At this point, we see the logic of Jesus’ discourse, and why he moves from speaking of his glorification to the command of love:
I give you a new commandment: love one another. As I have loved you, so you also should love one another.
As many commentators have pointed out, the command of love by itself is not new. The Old Testament already commanded one to “love your neighbor as yourself” (Lev 19:18). What is new here is to love as Jesus has loved, which is to love more than self.
The community of disciples that Jesus has formed and is forming, which can also be called “the Church” and “the Kingdom,” should be marked by this love:
This is how all will know that you are my disciples, if you have love for one another.

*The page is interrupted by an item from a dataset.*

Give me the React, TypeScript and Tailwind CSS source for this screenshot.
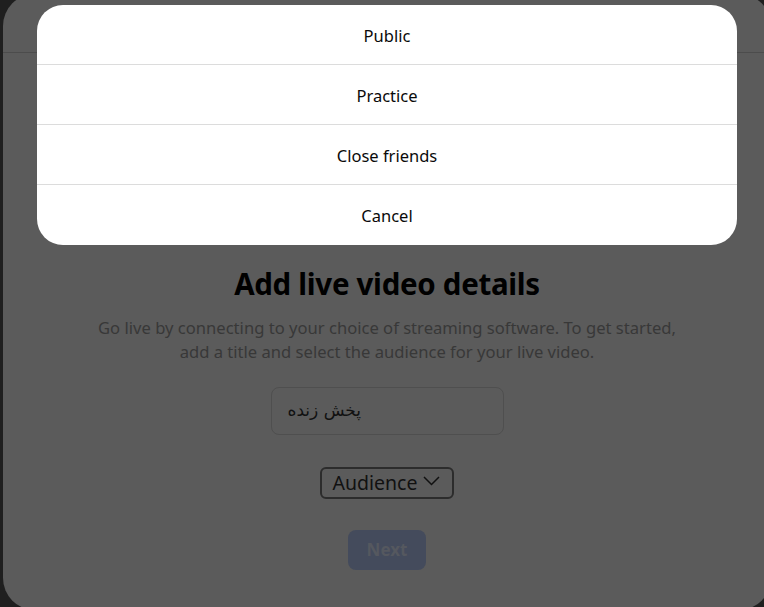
const sheetOptions = ["Public", "Practice", "Close friends", "Cancel"];

function AudienceSheet() {
  return (
    <div className="absolute left-[37px] top-[5px] w-[700px] overflow-hidden rounded-[26px] bg-white">
      {sheetOptions.map((option, index) => (
        <button
          key={option}
          type="button"
          className={`flex h-[60px] w-full items-center justify-center pt-[3px] text-[16.5px] text-[#0a0a0a] ${
            index < sheetOptions.length - 1 ? "border-b border-[#dcdcdc]" : ""
          }`}
        >
          {option}
        </button>
      ))}
    </div>
  );
}

export default function App() {
  return (
    <div
      className="relative h-[607px] w-[764px] overflow-hidden bg-[#1f1f1f]"
      style={{ fontFamily: '"Noto Sans", "DejaVu Sans", sans-serif' }}
    >
      <div className="ml-[3px] -mt-[6px] h-[616px] w-[768px] rounded-[32px] bg-[#5b5b5b]">
        <div className="h-[59px] border-b border-[#4c4c4c]" />

        <div className="flex flex-col items-center pt-[213px]">
          <h1 className="text-[29.5px] font-bold leading-[36px] tracking-[-0.3px] text-black">
            Add live video details
          </h1>
          <p className="mt-[14px] text-center text-[16.6px] leading-[24px] text-[#383838]">
            Go live by connecting to your choice of streaming software. To get started,
            <br />
            add a title and select the audience for your live video.
          </p>

          <div className="mt-[23px] flex h-[48px] w-[233px] items-center rounded-[8px] border border-[#4f4f4f] px-[16px]">
            <span
              className="text-[17px] text-[#111]"
              style={{ fontFamily: '"DejaVu Sans", "Noto Sans", sans-serif' }}
            >
              پخش زنده
            </span>
          </div>

          <button
            type="button"
            className="mt-[32px] flex h-[32px] items-center gap-[6px] rounded-[6px] border-2 border-[#2c2c2c] pl-[11px] pr-[12px] text-[19.5px] text-[#111]"
          >
            Audience
            <svg width="17" height="10" viewBox="0 0 17 10" fill="none" className="mt-[-4px]">
              <polyline points="1,1 8.5,8.5 16,1" stroke="#111" strokeWidth="1.5" />
            </svg>
          </button>

          <button
            type="button"
            className="mt-[31px] flex h-[40px] w-[78px] items-center justify-center rounded-[8px] bg-[#444b5c] text-[17px] font-bold text-[#55585f]"
          >
            Next
          </button>
        </div>
      </div>

      <AudienceSheet />
    </div>
  );
}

We see here how love is tied to evangelism: “This how all will know … if you have love.” This is a truth we tend to forget. When we take up efforts for evangelization, we tend to think of strategies for outreach, of door-to-door canvassing, rallies, crusades, passing out brochures, parish missions, etc. All of things are fine, but more fundamental is whether the local Christian community actually demonstrates love for each other.
Is our local parish a community of love, or a religious center where people greet each other in passing while heading in or out of worship? Is it any wonder, then, that the world doesn’t recognize us as the disciples of Jesus?
It is a hard saying. We have a great deal to do in order to implement our Lord’s command this day.